News agency editor assaulted in Belgrade

BELGRADE -- The FoNet news agency has announced that its editor Davor Pašalić was assaulted and brutally beaten by hooligans.

The agency said that Pašalić was attacked by three men in the night between Wednesday and Thursday near his apartment in New Belgrade.

The agency expects that an investigation will "urgently establish the motives of this mindless violence, as the attackers, besides trying to extort money, insulted Pašalić in the crudest manner also on national basis."

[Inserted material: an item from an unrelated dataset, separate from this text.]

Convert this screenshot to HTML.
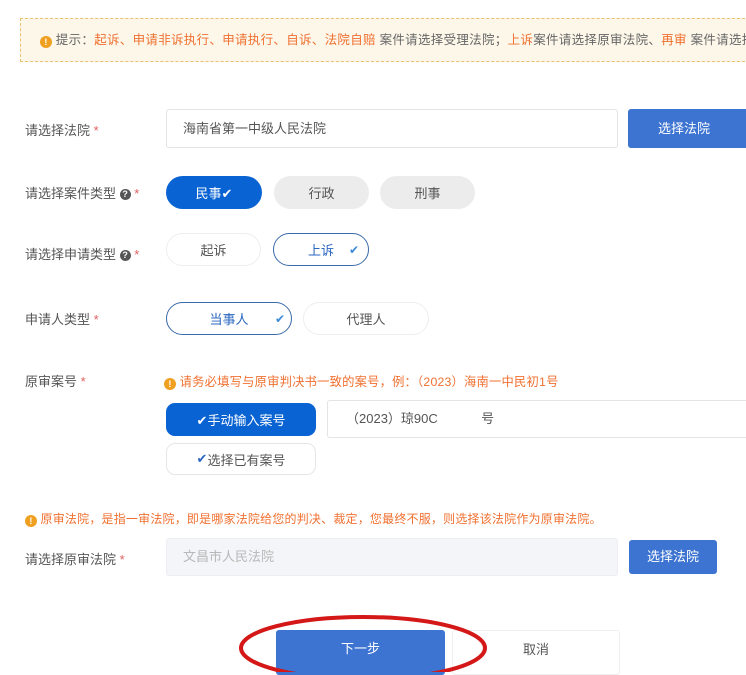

FoNet invites any witnesses to contact the police and provide the necessary information, and said it sought effective response of the rule of law, "so that there is finally and end to the endangering of the right to life, and to violence and all forms of intolerance in the streets of Belgrade and throughout Serbia."

The lack of an urgent response of the police and justice system would contribute to an atmosphere of fear and uncertainty, not only in the media, but also in society as a whole, and further encourage potential attackers, said the agency.

It also warned about "the continuity of threats and attacks on journalists in Serbia, who have been, for years and for various reasons, subjected to brutal violence."

Interior Minister Nebojša Stefanović announced on Thursday that he ordered the police to investigate the case and and establish the circumstances of the attack, said a statement from the Interior Ministry.

"I condemn the attack on Mr. Pašalić in the strongest terms. The police will take all measures to ensure that perpetrators are promptly identified and punished according to the law," he said.

The Independent Association of Journalists of Serbia (NUNS) and the Association of Journalists of Serbia (UNS) also reacted and asked the police to identify and turn over the attacker to the competent prosecutor's office, urging most sever punishment for the crime.

A statement said that the three approached Pašalić near the building where he lives, asking him to give them money, and then proceeded to beat him, hitting him 30 times.

Pašalić suffered cuts and bruises to his head, had two of his teeth broken, and has bruises all over his body. The UNS added that it was particularly concerned about the safety of Pašalić, who was beaten "by three young men after he refused to give them money who during the assault shouted that he was an Ustasha and a Croat."